Our manuscript, for which I am the first co-author, got accepted in a journal. However, upon careful review of our manuscript, I noticed that there are errors in one table. The percentages were calculated as: % = (total number of positive samples/total number of samples analyzed) x 100. The value for the total number of samples analyzed was wrong, so we reported the wrong percentages.

I tried to calculate the correct percentages, but they are very much in line with the erroneous percentages we initially reported and they will NOT affect the conclusions in our manuscript.

Does this error warrant a corrigendum? Or should I wait for someone to notice our error and send a letter to the editor?

2 Answers 2


Whether or not a corrigendum is issued is usually decided by the editor(s). You should talk about this matter with your coauthor(s) to make sure everyone is on the same page. If they agree an error has been made, you can contact the editor and detail the nature of the error, it's impact on the results or lack thereof, and provide the corrections. If the error significantly altered the results and conclusions of the paper you'd be more in the territory of a retraction, but if as you say the paper remains essentially intact then this shouldn't be a worry.

If the editor rejects the need for a corrigendum, there's not much you can do about that, but you could include a page on your professional site detailing the corrections you felt necessary, or possibly even upload to the arxiv if appropriate.

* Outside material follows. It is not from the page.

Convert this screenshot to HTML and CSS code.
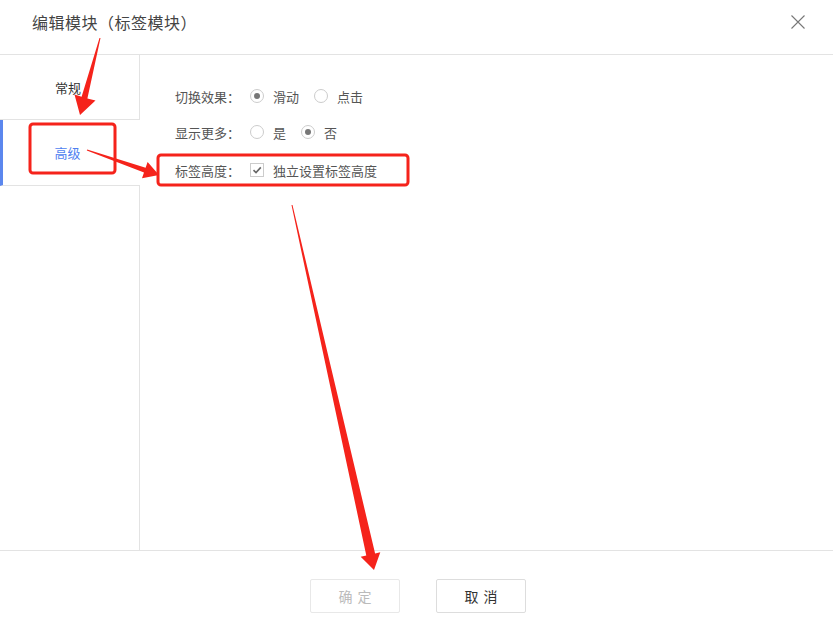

Making sure coauthors know what you're doing here is important. They will be understandably upset if they are caught unawares by this. Things get complicated if your coauthor(s) disagree with your assessment, however, or otherwise don't want you to pursue the matter. That's a different sort of minefield needing a different question and answer. The short of the matter usually ends up being "is this a hill you're willing to die on or not?"


You certainly shouldn't "wait for someone to notice our error". The danger of uncorrected errors is precisely the fact that people might rely on them without noticing that they are errors. Personally, I would think that reporting wrong numbers in a table requires a corrigendum, even if the correct numbers are close and do not affect the conclusions. I would suggest contacting the journal to arrange a corrigendum, or if this is unavailable you could write a letter to the editor with the corrections yourself.